*EXERCISE OBJECTIVE:* Copy the listing verbatim, excluding any images found in it.

* * * * *

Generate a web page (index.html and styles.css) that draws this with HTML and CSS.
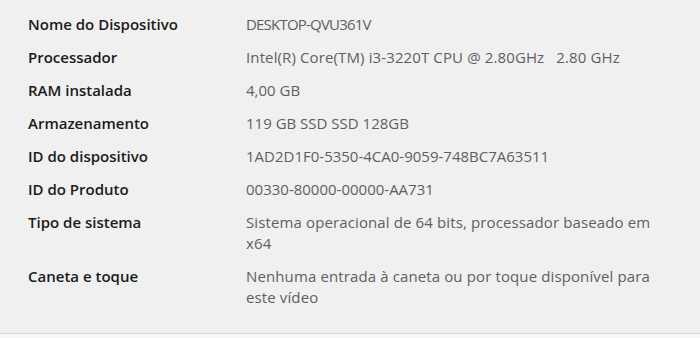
FILE: index.html
```html
<!DOCTYPE html>
<html lang="pt-BR">
<head>
<meta charset="utf-8">
<link rel="stylesheet" href="styles.css">
</head>
<body>
<div class="panel">
  <dl class="specs">
    <div class="row"><dt>Nome do Dispositivo</dt><dd class="caps">DESKTOP-QVU361V</dd></div>
    <div class="row"><dt>Processador</dt><dd class="prose">Intel(R) Core(TM) i3-3220T CPU @ 2.80GHz&nbsp;&nbsp;&nbsp;2.80 GHz</dd></div>
    <div class="row"><dt>RAM instalada</dt><dd>4,00 GB</dd></div>
    <div class="row"><dt>Armazenamento</dt><dd>119 GB SSD SSD 128GB</dd></div>
    <div class="row"><dt>ID do dispositivo</dt><dd>1AD2D1F0-5350-4CA0-9059-748BC7A63511</dd></div>
    <div class="row"><dt>ID do Produto</dt><dd>00330-80000-00000-AA731</dd></div>
    <div class="row"><dt>Tipo de sistema</dt><dd class="prose">Sistema operacional de 64 bits, processador baseado em x64</dd></div>
    <div class="row"><dt>Caneta e toque</dt><dd class="prose">Nenhuma entrada à caneta ou por toque disponível para este vídeo</dd></div>
  </dl>
</div>
</body>
</html>
```
FILE: styles.css
```css
html, body {
  margin: 0;
  padding: 0;
  background: #f6f6f6;
}
body {
  width: 700px;
  height: 338px;
  overflow: hidden;
  font-family: "Open Sans", "Noto Sans", sans-serif;
  font-size: 15px;
}
.panel {
  background: #f0f0f0;
  border-bottom: 1px solid #d6d6d6;
  padding: 8px 0 19px 0;
}
.specs {
  margin: 0;
  padding: 0 0 0 28px;
}
.row {
  display: grid;
  grid-template-columns: 218px 420px;
  padding: 6px 0;
}
dt {
  color: #1b1b1b;
  font-weight: 600;
  line-height: 21px;
}
dd {
  margin: 0;
  color: #5f5f5f;
  line-height: 21px;
}
dd.caps {
  letter-spacing: -0.8px;
}
dd.prose {
  letter-spacing: 0.12px;
}
```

* * * * *

*CORRECT RESULT:*
Generate a web page (index.html and styles.css) that draws this with HTML and CSS.
FILE: index.html
```html
<!DOCTYPE html>
<html lang="pt-BR">
<head>
<meta charset="utf-8">
<link rel="stylesheet" href="styles.css">
</head>
<body>
<div class="panel">
  <dl class="specs">
    <div class="row"><dt>Nome do Dispositivo</dt><dd class="caps">DESKTOP-QVU361V</dd></div>
    <div class="row"><dt>Processador</dt><dd class="prose">Intel(R) Core(TM) i3-3220T CPU @ 2.80GHz&nbsp;&nbsp;&nbsp;2.80 GHz</dd></div>
    <div class="row"><dt>RAM instalada</dt><dd>4,00 GB</dd></div>
    <div class="row"><dt>Armazenamento</dt><dd>119 GB SSD SSD 128GB</dd></div>
    <div class="row"><dt>ID do dispositivo</dt><dd>1AD2D1F0-5350-4CA0-9059-748BC7A63511</dd></div>
    <div class="row"><dt>ID do Produto</dt><dd>00330-80000-00000-AA731</dd></div>
    <div class="row"><dt>Tipo de sistema</dt><dd class="prose">Sistema operacional de 64 bits, processador baseado em x64</dd></div>
    <div class="row"><dt>Caneta e toque</dt><dd class="prose">Nenhuma entrada à caneta ou por toque disponível para este vídeo</dd></div>
  </dl>
</div>
</body>
</html>
```
FILE: styles.css
```css
html, body {
  margin: 0;
  padding: 0;
  background: #f6f6f6;
}
body {
  width: 700px;
  height: 338px;
  overflow: hidden;
  font-family: "Open Sans", "Noto Sans", sans-serif;
  font-size: 15px;
}
.panel {
  background: #f0f0f0;
  border-bottom: 1px solid #d6d6d6;
  padding: 8px 0 19px 0;
}
.specs {
  margin: 0;
  padding: 0 0 0 28px;
}
.row {
  display: grid;
  grid-template-columns: 218px 420px;
  padding: 6px 0;
}
dt {
  color: #1b1b1b;
  font-weight: 600;
  line-height: 21px;
}
dd {
  margin: 0;
  color: #5f5f5f;
  line-height: 21px;
}
dd.caps {
  letter-spacing: -0.8px;
}
dd.prose {
  letter-spacing: 0.12px;
}
```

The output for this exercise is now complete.